In practice maneuvers on the ground before the mission, the team had struggled to maneuver the arm into its secure lashings. Banging the capsule’s edge now, they worried, might spill regolith everywhere. But this time, the team aced the process at record speed—36 hours rather than four days. Moving the arm meant losing more asteroid dust, though. Imaging analysis showed that they again lost hundreds of particles, or tens of grams, during the maneuver. On October 27, a week after the Tagsam maneuver, the team did a pull test to verify that the head was locked into position, then fired pyro bolts to separate it from the arm and closed the sample return capsule. The remaining regolith was now locked in and ready to ship to Earth.
So how much space dust is now inside the return capsule? The team can’t offer a specific estimate, but one can imagine a few different scenarios, based on predictions about what might have happened during the Tagsam maneuver and the movements of the arm afterward. If the head came away from Bennu crammed full of material—say, a hulking 500 grams, which the team believes is within the realm of possibility—and leakage afterward during arm movements was in the low tens of grams, say 50 grams total, that would leave 450 grams of material in the capsule, more than seven times the mission’s required amount. The head could also have collected more like 200 grams of material, the low end of the team’s estimates, perhaps thanks to the surprising behavior of the asteroid’s viscous surface. Leakage in the tens of grams—again, let’s say 50 grams—would ensure a relatively good haul of 150 grams. But what if the ship lost more material than expected when the arm was moved? Doubling the leakage estimate to 100 grams of loss would cut the remaining amount of captured regolith in half. That’s still well within the mission’s parameters for success, but with a tighter margin for error if, say, the regolith’s density is surprisingly low.

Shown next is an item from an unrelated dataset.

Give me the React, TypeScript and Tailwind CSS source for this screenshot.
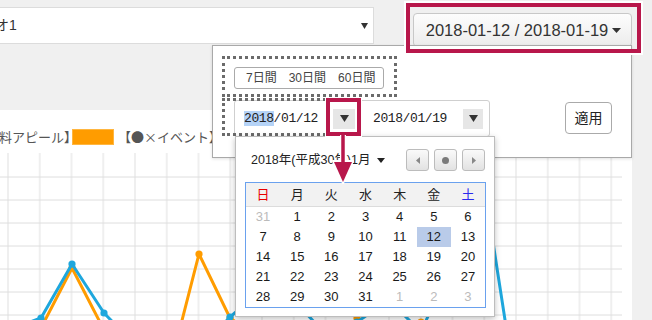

Overall, Moreau says, it would take a significant disaster to end up with fewer than 60 grams stowed in the head: Some major leakage the team didn’t spot, a significant miscalculation about the amount of regolith they initially captured, an entirely missed dynamic or factor. “All our analysis says with more than 99 percent probability that we have at least 60 grams, and probably more than that,” Moreau says. Every team member WIRED spoke to sounded equally confident that their craft had stowed more—and maybe much more—than its 60-gram target.
If all goes well, in 2021, OSIRIS-REx will depart the vicinity of Bennu for Earth. In September 2023, the OSIRIS-REx will separate from the return capsule and steer itself to a lonely sleep somewhere in space. The capsule will fall through Earth’s atmosphere at 27,700 miles per hour, protected by a thick heat shield, and parachute to a landing zone at the Utah Test and Training Range. A retrieval team will track its location via optical techniques and radar. In the lab, researchers will finally be able to precisely measure the mass inside. Only then will the team know for sure how much space dust they’ve captured.